● PROBLEM TO SOLVE:
Count how many lines contain the word "this". Respond with the number alone.

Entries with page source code
··········

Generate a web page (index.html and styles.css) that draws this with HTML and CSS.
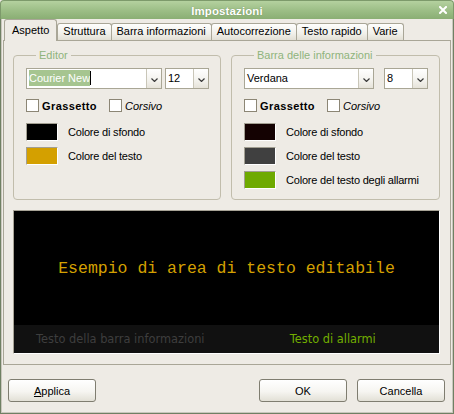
FILE: index.html
```html
<!DOCTYPE html>
<html lang="it">
<head>
<meta charset="utf-8">
<title>Impostazioni</title>
<link rel="stylesheet" href="styles.css">
</head>
<body>
<div class="window">
  <div class="titlebar">
    <span></span>
    <span class="title">Impostazioni</span>
    <svg class="close" width="8" height="8" viewBox="0 0 8 8"><path d="M1 1L7 7M7 1L1 7" stroke="#fff" stroke-width="2" stroke-linecap="square"/></svg>
  </div>
  <div class="frame">
    <div class="tabs">
      <div class="tab active">Aspetto</div>
      <div class="tab">Struttura</div>
      <div class="tab">Barra informazioni</div>
      <div class="tab">Autocorrezione</div>
      <div class="tab">Testo rapido</div>
      <div class="tab">Varie</div>
    </div>
    <div class="panel">
      <div class="groups">
        <fieldset class="group">
          <legend>Editor</legend>
          <div class="combos">
            <div class="combo font-left">
              <div class="field"><span class="sel">Courier New</span><span class="caret"></span></div>
              <div class="drop"><svg width="7" height="4" viewBox="0 0 7 4"><polyline points="0.5,0.5 3.5,3.5 6.5,0.5" fill="none" stroke="#3a3a3a" stroke-width="1.2"/></svg></div>
            </div>
            <div class="combo size">
              <div class="field">12</div>
              <div class="drop"><svg width="7" height="4" viewBox="0 0 7 4"><polyline points="0.5,0.5 3.5,3.5 6.5,0.5" fill="none" stroke="#3a3a3a" stroke-width="1.2"/></svg></div>
            </div>
          </div>
          <div class="checks">
            <label class="check"><span class="box"></span><b>Grassetto</b></label>
            <label class="check"><span class="box"></span><i>Corsivo</i></label>
          </div>
          <div class="swatches">
            <div class="swrow"><span class="swatch sw-black"></span>Colore di sfondo</div>
            <div class="swrow"><span class="swatch sw-gold"></span>Colore del testo</div>
          </div>
        </fieldset>
        <fieldset class="group">
          <legend>Barra delle informazioni</legend>
          <div class="combos">
            <div class="combo font-right">
              <div class="field">Verdana</div>
              <div class="drop"><svg width="7" height="4" viewBox="0 0 7 4"><polyline points="0.5,0.5 3.5,3.5 6.5,0.5" fill="none" stroke="#3a3a3a" stroke-width="1.2"/></svg></div>
            </div>
            <div class="combo size">
              <div class="field">8</div>
              <div class="drop"><svg width="7" height="4" viewBox="0 0 7 4"><polyline points="0.5,0.5 3.5,3.5 6.5,0.5" fill="none" stroke="#3a3a3a" stroke-width="1.2"/></svg></div>
            </div>
          </div>
          <div class="checks">
            <label class="check"><span class="box"></span><b>Grassetto</b></label>
            <label class="check"><span class="box"></span><i>Corsivo</i></label>
          </div>
          <div class="swatches">
            <div class="swrow"><span class="swatch sw-dark"></span>Colore di sfondo</div>
            <div class="swrow"><span class="swatch sw-grey"></span>Colore del testo</div>
            <div class="swrow"><span class="swatch sw-green"></span>Colore del testo degli allarmi</div>
          </div>
        </fieldset>
      </div>
      <div class="preview">
        <div class="preview-main">Esempio di area di testo editabile</div>
        <div class="preview-bar">
          <span class="bar-text">Testo della barra informazioni</span>
          <span class="alarm">Testo di allarmi</span>
        </div>
      </div>
    </div>
    <div class="buttons">
      <button class="btn"><u>A</u>pplica</button>
      <span class="spacer"></span>
      <button class="btn">OK</button>
      <button class="btn">Cancella</button>
    </div>
  </div>
</div>
</body>
</html>
```
FILE: styles.css
```css
html, body {
  margin: 0;
  padding: 0;
}
body {
  width: 454px;
  height: 414px;
  overflow: hidden;
  font-family: "Liberation Sans", Arial, sans-serif;
  font-size: 11px;
  color: #000;
  background: #eeebe5;
}
.window {
  width: 454px;
  height: 414px;
  display: flex;
  flex-direction: column;
}
.titlebar {
  box-sizing: border-box;
  height: 19px;
  flex: none;
  display: grid;
  grid-template-columns: 1fr auto 1fr;
  align-items: center;
  padding: 1px 6px 0 6px;
  background: linear-gradient(#b4d19f, #9bbd85 55%, #8aae74);
  border: 1px solid #7d9a6b;
  border-bottom: none;
  border-radius: 4px 4px 0 0;
}
.title {
  color: #fff;
  font-weight: bold;
  font-size: 11.5px;
  letter-spacing: 0.1px;
  text-shadow: 0 0 1px rgba(60, 90, 40, 0.6);
}
.close {
  justify-self: end;
  margin-top: -1px;
}
.frame {
  flex: 1;
  display: flex;
  flex-direction: column;
  padding: 0 2px;
  border: 1px solid #6f8063;
  border-top: none;
  box-shadow: inset 1px 0 0 #c9c6bc, inset -1px 0 0 #c9c6bc, inset 0 -1px 0 #c9c6bc;
}
.tabs {
  display: flex;
  align-items: flex-end;
  height: 21px;
  flex: none;
  padding-left: 1px;
}
.tab {
  box-sizing: border-box;
  height: 17px;
  line-height: 15px;
  padding: 0 5px;
  border: 1px solid #a9a697;
  border-bottom: none;
  border-radius: 3px 3px 0 0;
  background: linear-gradient(#fefefd, #f1f0ea 60%, #e2dfd4);
  white-space: nowrap;
}
.tab + .tab {
  margin-left: -1px;
}
.tab.active {
  height: 22px;
  line-height: 20px;
  padding: 0 7px;
  margin-bottom: -1px;
  background: #eeebe5;
  position: relative;
  z-index: 1;
}
.tab.active + .tab {
  margin-left: 0;
}
.panel {
  box-sizing: border-box;
  height: 325px;
  flex: none;
  border: 1px solid #a9a697;
  background: #eeebe5;
  padding: 8px 10px 0 9px;
  display: flex;
  flex-direction: column;
}
.groups {
  display: grid;
  grid-template-columns: 208px 209px;
  column-gap: 10px;
}
.group {
  margin: 0;
  min-width: 0;
  padding: 6px 11px 10px 12px;
  border: 1px solid #c1bdac;
  border-radius: 4px;
}
.group legend {
  padding: 0 3px;
  margin-left: 10px;
  line-height: 13px;
  color: #8fb47c;
}
.combos {
  display: flex;
  justify-content: space-between;
}
.combo {
  box-sizing: border-box;
  height: 21px;
  display: flex;
  border: 1px solid #a9a695;
  background: #fff;
}
.combo.font-left { width: 136px; }
.combo.font-right { width: 130px; }
.combo.size { width: 44px; }
.field {
  flex: 1;
  padding-left: 2px;
  line-height: 19px;
  white-space: nowrap;
  overflow: hidden;
}
.sel {
  background: #a6c590;
  color: #fff;
  padding: 2px 0;
}
.caret {
  display: inline-block;
  width: 1px;
  height: 14px;
  background: #000;
  vertical-align: -3px;
}
.drop {
  width: 15px;
  flex: none;
  border-left: 1px solid #c9c6b8;
  background: linear-gradient(#ffffff, #f3f2ed 60%, #e6e3da);
  display: flex;
  align-items: center;
  justify-content: center;
  padding-top: 2px;
  box-sizing: border-box;
}
.checks {
  display: flex;
  gap: 12px;
  margin-top: 10px;
  height: 13px;
  align-items: center;
}
.check {
  display: flex;
  align-items: center;
  gap: 3px;
}
.check b {
  letter-spacing: 0.4px;
}
.box {
  box-sizing: border-box;
  width: 13px;
  height: 13px;
  border: 1px solid #8c8675;
  background: #fff;
}
.swatches {
  display: flex;
  flex-direction: column;
  gap: 6px;
  margin-top: 11px;
}
.swrow {
  display: flex;
  align-items: center;
  gap: 10px;
  height: 18px;
  white-space: nowrap;
  letter-spacing: -0.2px;
}
.swatch {
  box-sizing: border-box;
  width: 32px;
  height: 18px;
  flex: none;
  border: 1px solid;
  border-color: #a29f92 #fff #fff #a29f92;
}
.sw-black { background: #000; }
.sw-gold { background: #d4a000; }
.sw-dark { background: #140202; }
.sw-grey { background: #404040; }
.sw-green { background: #6eaa00; }
.preview {
  margin-top: 10px;
  border: 1px solid;
  border-color: #a7a396 #fff #fff #a7a396;
  display: flex;
  flex-direction: column;
}
.preview-main {
  height: 114px;
  background: #000;
  display: flex;
  align-items: center;
  justify-content: center;
  font-family: "Liberation Mono", "Courier New", monospace;
  font-size: 16.5px;
  color: #d4a000;
  white-space: nowrap;
}
.preview-bar {
  height: 28px;
  background: #111;
  display: grid;
  grid-template-columns: 1fr 1fr;
  align-items: center;
  text-align: center;
  font-family: "DejaVu Sans", Verdana, sans-serif;
  font-size: 11.4px;
  white-space: nowrap;
}
.bar-text { color: #3e3e3e; }
.alarm { color: #72ae00; }
.buttons {
  display: flex;
  gap: 10px;
  margin: 14px 6px 0 5px;
}
.spacer { flex: 1; }
.btn {
  box-sizing: border-box;
  width: 88px;
  height: 23px;
  padding: 0;
  border: 1px solid #7f7d70;
  border-radius: 3px;
  background: linear-gradient(#ffffff, #f6f5f1 55%, #e2e0d6);
  font-family: "Liberation Sans", Arial, sans-serif;
  font-size: 11px;
  color: #000;
}
```
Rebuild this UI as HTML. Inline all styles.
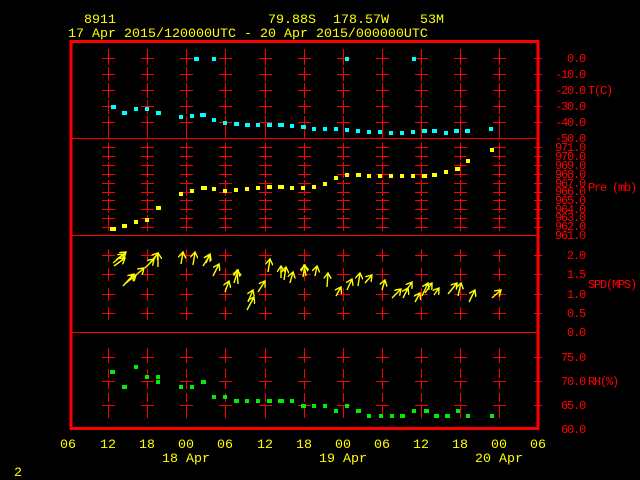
<!DOCTYPE html>
<html><head><meta charset="utf-8"><style>
html,body{margin:0;padding:0;background:#000;width:640px;height:480px;overflow:hidden}
svg{display:block}
text{font-family:"Liberation Mono","DejaVu Sans Mono",monospace}
.t{font-size:13.33px;fill:#ffff00}
.r{font-size:12px;fill:#ff0000;letter-spacing:-1.2px}
</style></head><body>
<svg width="640" height="480" viewBox="0 0 640 480" xmlns="http://www.w3.org/2000/svg">
<defs>
<g id="c1" stroke="#ff0000" stroke-width="1" shape-rendering="crispEdges">
<path d="M0.5 49V65M0.5 67V81M0.5 83V98M0.5 100V114M0.5 116V138"/>
<path d="M-6 58.5H7M-6 74.5H7M-6 90.5H7M-6 106.5H7M-6 122.5H7"/>
</g>
<g id="c2" stroke="#ff0000" stroke-width="1" shape-rendering="crispEdges">
<path d="M0.5 143V160M0.5 162V178M0.5 180V196M0.5 198V213M0.5 215V231"/>
<path d="M-6 147.5H7M-6 156.5H7M-6 165.5H7M-6 174.5H7M-6 183.5H7M-6 192.5H7M-6 200.5H7M-6 209.5H7M-6 218.5H7M-6 227.5H7"/>
</g>
<g id="c3" stroke="#ff0000" stroke-width="1" shape-rendering="crispEdges">
<path d="M0.5 249V262M0.5 268V281M0.5 288V301M0.5 307V320"/>
<path d="M-6 255.5H7M-6 274.5H7M-6 294.5H7M-6 313.5H7"/>
</g>
<g id="c4" stroke="#ff0000" stroke-width="1" shape-rendering="crispEdges">
<path d="M0.5 348V363M0.5 369V378M0.5 381V389M0.5 393V402M0.5 405V418"/>
<path d="M-6 357.5H7M-6 381.5H7M-6 405.5H7"/>
</g>
<marker id="ah" markerWidth="8" markerHeight="8" refX="6" refY="4" orient="auto" markerUnits="userSpaceOnUse">
<path d="M0 0L6 4L0 8" fill="none" stroke="#ffff00" stroke-width="1.4"/>
</marker>
</defs>

<text class="t" x="84" y="23">8911</text>
<text class="t" x="268" y="23">79.88S</text>
<text class="t" x="333" y="23">178.57W</text>
<text class="t" x="420" y="23">53M</text>
<text class="t" x="68" y="37">17 Apr 2015/120000UTC - 20 Apr 2015/000000UTC</text>

<g>
<use href="#c1" x="108"/><use href="#c1" x="147"/><use href="#c1" x="186"/><use href="#c1" x="225"/><use href="#c1" x="265"/><use href="#c1" x="304"/><use href="#c1" x="343"/><use href="#c1" x="382"/><use href="#c1" x="421"/><use href="#c1" x="460"/><use href="#c1" x="499"/>
<use href="#c2" x="108"/><use href="#c2" x="147"/><use href="#c2" x="186"/><use href="#c2" x="225"/><use href="#c2" x="265"/><use href="#c2" x="304"/><use href="#c2" x="343"/><use href="#c2" x="382"/><use href="#c2" x="421"/><use href="#c2" x="460"/><use href="#c2" x="499"/>
<use href="#c3" x="108"/><use href="#c3" x="147"/><use href="#c3" x="186"/><use href="#c3" x="225"/><use href="#c3" x="265"/><use href="#c3" x="304"/><use href="#c3" x="343"/><use href="#c3" x="382"/><use href="#c3" x="421"/><use href="#c3" x="460"/><use href="#c3" x="499"/>
<use href="#c4" x="108"/><use href="#c4" x="147"/><use href="#c4" x="186"/><use href="#c4" x="225"/><use href="#c4" x="265"/><use href="#c4" x="304"/><use href="#c4" x="343"/><use href="#c4" x="382"/><use href="#c4" x="421"/><use href="#c4" x="460"/><use href="#c4" x="499"/>
</g>

<g stroke="#ff0000" fill="none" shape-rendering="crispEdges">
<rect x="71" y="41.5" width="467" height="387" stroke-width="3"/>
<path d="M72 138.5H537M72 235.5H537M72 332.5H537" stroke-width="1"/>
<path stroke-width="1" d="M534 58.5H542M534 74.5H542M534 90.5H542M534 106.5H542M534 122.5H542M534 147.5H542M534 156.5H542M534 165.5H542M534 174.5H542M534 183.5H542M534 192.5H542M534 200.5H542M534 209.5H542M534 218.5H542M534 227.5H542M534 255.5H542M534 274.5H542M534 294.5H542M534 313.5H542M534 357.5H542M534 381.5H542M534 405.5H542"/>
</g>

<g class="r" text-anchor="end">
<text x="585" y="62">0.0</text><text x="585" y="78">-10.0</text><text x="585" y="94">-20.0</text><text x="585" y="110">-30.0</text><text x="585" y="126">-40.0</text><text x="585" y="142">-50.0</text>
<text x="585" y="151">971.0</text><text x="585" y="160">970.0</text><text x="585" y="169">969.0</text><text x="585" y="178">968.0</text><text x="585" y="187">967.0</text><text x="585" y="195">966.0</text><text x="585" y="204">965.0</text><text x="585" y="213">964.0</text><text x="585" y="221">963.0</text><text x="585" y="230">962.0</text><text x="585" y="239">961.0</text>
<text x="585" y="259">2.0</text><text x="585" y="278">1.5</text><text x="585" y="298">1.0</text><text x="585" y="317">0.5</text><text x="585" y="336">0.0</text>
<text x="585" y="361">75.0</text><text x="585" y="385">70.0</text><text x="585" y="409">65.0</text><text x="585" y="433">60.0</text>
</g>
<g class="r">
<text x="588" y="94">T(C)</text>
<text x="588" y="191">Pre (mb)</text>
<text x="588" y="288">SPD(MPS)</text>
<text x="588" y="385">RH(%)</text>
</g>

<g class="t" text-anchor="middle">
<text x="68" y="448">06</text><text x="108" y="448">12</text><text x="147" y="448">18</text><text x="186" y="448">00</text><text x="225" y="448">06</text><text x="265" y="448">12</text><text x="304" y="448">18</text><text x="343" y="448">00</text><text x="382" y="448">06</text><text x="421" y="448">12</text><text x="460" y="448">18</text><text x="499" y="448">00</text><text x="538" y="448">06</text>
<text x="186" y="462">18 Apr</text><text x="343" y="462">19 Apr</text><text x="499" y="462">20 Apr</text>
</g>
<text class="t" x="14" y="476">2</text>

<g fill="#00ffff">
<rect x="111" y="105" width="5" height="4"/><rect x="122" y="111" width="5" height="4"/><rect x="134" y="107" width="4" height="4"/><rect x="145" y="107" width="4" height="4"/><rect x="156" y="111" width="5" height="4"/><rect x="179" y="115" width="4" height="4"/><rect x="190" y="114" width="4" height="4"/><rect x="200" y="113" width="6" height="4"/><rect x="212" y="118" width="4" height="4"/><rect x="223" y="121" width="4" height="4"/><rect x="234" y="122" width="5" height="4"/><rect x="245" y="123" width="5" height="4"/><rect x="256" y="123" width="4" height="4"/><rect x="267" y="123" width="5" height="4"/><rect x="278" y="123" width="6" height="4"/><rect x="290" y="124" width="4" height="4"/><rect x="301" y="125" width="5" height="4"/><rect x="312" y="127" width="4" height="4"/><rect x="323" y="127" width="4" height="4"/><rect x="334" y="127" width="4" height="4"/><rect x="345" y="128" width="4" height="4"/><rect x="356" y="129" width="4" height="4"/><rect x="367" y="130" width="4" height="4"/><rect x="378" y="130" width="4" height="4"/><rect x="389" y="131" width="4" height="4"/><rect x="400" y="131" width="4" height="4"/><rect x="411" y="130" width="4" height="4"/><rect x="422" y="129" width="5" height="4"/><rect x="432" y="129" width="5" height="4"/><rect x="444" y="131" width="4" height="4"/><rect x="454" y="129" width="5" height="4"/><rect x="465" y="129" width="5" height="4"/><rect x="489" y="127" width="4" height="4"/>
<rect x="194" y="57" width="5" height="4"/><rect x="212" y="57" width="4" height="4"/><rect x="345" y="57" width="4" height="4"/><rect x="412" y="57" width="4" height="4"/>
</g>

<g fill="#ffff00">
<rect x="110" y="227" width="6" height="4"/><rect x="122" y="224" width="5" height="4"/><rect x="134" y="220" width="4" height="4"/><rect x="145" y="218" width="4" height="4"/><rect x="156" y="206" width="5" height="4"/><rect x="179" y="192" width="4" height="4"/><rect x="190" y="189" width="4" height="4"/><rect x="201" y="186" width="6" height="4"/><rect x="212" y="187" width="4" height="4"/><rect x="223" y="189" width="4" height="4"/><rect x="234" y="188" width="4" height="4"/><rect x="245" y="187" width="4" height="4"/><rect x="256" y="186" width="4" height="4"/><rect x="267" y="185" width="5" height="4"/><rect x="278" y="185" width="6" height="4"/><rect x="290" y="186" width="4" height="4"/><rect x="301" y="186" width="4" height="4"/><rect x="312" y="185" width="4" height="4"/><rect x="323" y="182" width="4" height="4"/><rect x="334" y="176" width="4" height="4"/><rect x="345" y="173" width="4" height="4"/><rect x="356" y="173" width="5" height="4"/><rect x="367" y="174" width="4" height="4"/><rect x="378" y="174" width="4" height="4"/><rect x="389" y="174" width="4" height="4"/><rect x="400" y="174" width="4" height="4"/><rect x="411" y="174" width="4" height="4"/><rect x="422" y="174" width="5" height="4"/><rect x="432" y="173" width="5" height="4"/><rect x="444" y="170" width="4" height="4"/><rect x="455" y="167" width="5" height="4"/><rect x="466" y="159" width="4" height="4"/><rect x="490" y="148" width="4" height="4"/>
</g>

<g fill="#00ee00">
<rect x="110" y="370" width="5" height="4"/><rect x="122" y="385" width="5" height="4"/><rect x="134" y="365" width="4" height="4"/><rect x="145" y="375" width="4" height="4"/><rect x="156" y="375" width="4" height="4"/><rect x="156" y="380" width="4" height="4"/><rect x="179" y="385" width="4" height="4"/><rect x="190" y="385" width="4" height="4"/><rect x="201" y="380" width="5" height="4"/><rect x="212" y="395" width="4" height="4"/><rect x="223" y="395" width="4" height="4"/><rect x="234" y="399" width="5" height="4"/><rect x="245" y="399" width="4" height="4"/><rect x="256" y="399" width="4" height="4"/><rect x="267" y="399" width="5" height="4"/><rect x="278" y="399" width="6" height="4"/><rect x="290" y="399" width="4" height="4"/><rect x="301" y="404" width="5" height="4"/><rect x="312" y="404" width="4" height="4"/><rect x="323" y="404" width="4" height="4"/><rect x="334" y="409" width="4" height="4"/><rect x="345" y="404" width="4" height="4"/><rect x="356" y="409" width="5" height="4"/><rect x="367" y="414" width="4" height="4"/><rect x="379" y="414" width="4" height="4"/><rect x="390" y="414" width="4" height="4"/><rect x="400" y="414" width="5" height="4"/><rect x="412" y="409" width="4" height="4"/><rect x="424" y="409" width="5" height="4"/><rect x="434" y="414" width="5" height="4"/><rect x="445" y="414" width="5" height="4"/><rect x="456" y="409" width="4" height="4"/><rect x="466" y="414" width="4" height="4"/><rect x="490" y="414" width="4" height="4"/>
</g>

<g stroke="#ffff00" stroke-width="1.4" fill="none" marker-end="url(#ah)">
<path d="M113 263L124 254"/><path d="M116 260L126 252"/><path d="M114 266L125 258"/>
<path d="M123 286L134 274"/><path d="M126 283L136 275"/><path d="M135 276L144 268"/><path d="M145 268L154 259"/><path d="M150 263L158 253"/><path d="M158 267L158 253"/>
<path d="M181 264L183 252"/><path d="M193 265L195 252"/><path d="M203 266L210 255"/><path d="M206 263L210 254"/><path d="M213 276L219 264"/><path d="M225 292L229 281"/><path d="M234 283L238 270"/><path d="M238 284L237 270"/>
<path d="M247 310L254 297"/><path d="M248 302L253 290"/><path d="M258 292L265 281"/><path d="M268 272L270 259"/><path d="M281 278L281 266"/><path d="M284 280L286 267"/><path d="M290 283L293 272"/><path d="M303 277L305 265"/><path d="M306 276L304 265"/><path d="M315 276L317 266"/><path d="M327 287L328 273"/>
<path d="M336 296L341 287"/><path d="M347 290L352 279"/><path d="M358 286L360 273"/><path d="M365 283L372 275"/><path d="M382 290L385 280"/><path d="M392 298L401 289"/><path d="M403 298L408 288"/><path d="M406 291L412 282"/><path d="M415 302L420 293"/><path d="M422 296L428 283"/><path d="M425 293L432 283"/><path d="M434 295L439 288"/><path d="M448 294L457 283"/><path d="M458 296L461 283"/><path d="M469 302L475 290"/><path d="M492 298L501 290"/>
</g>
</svg>
</body></html>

··········

● IN RESPONSE:
2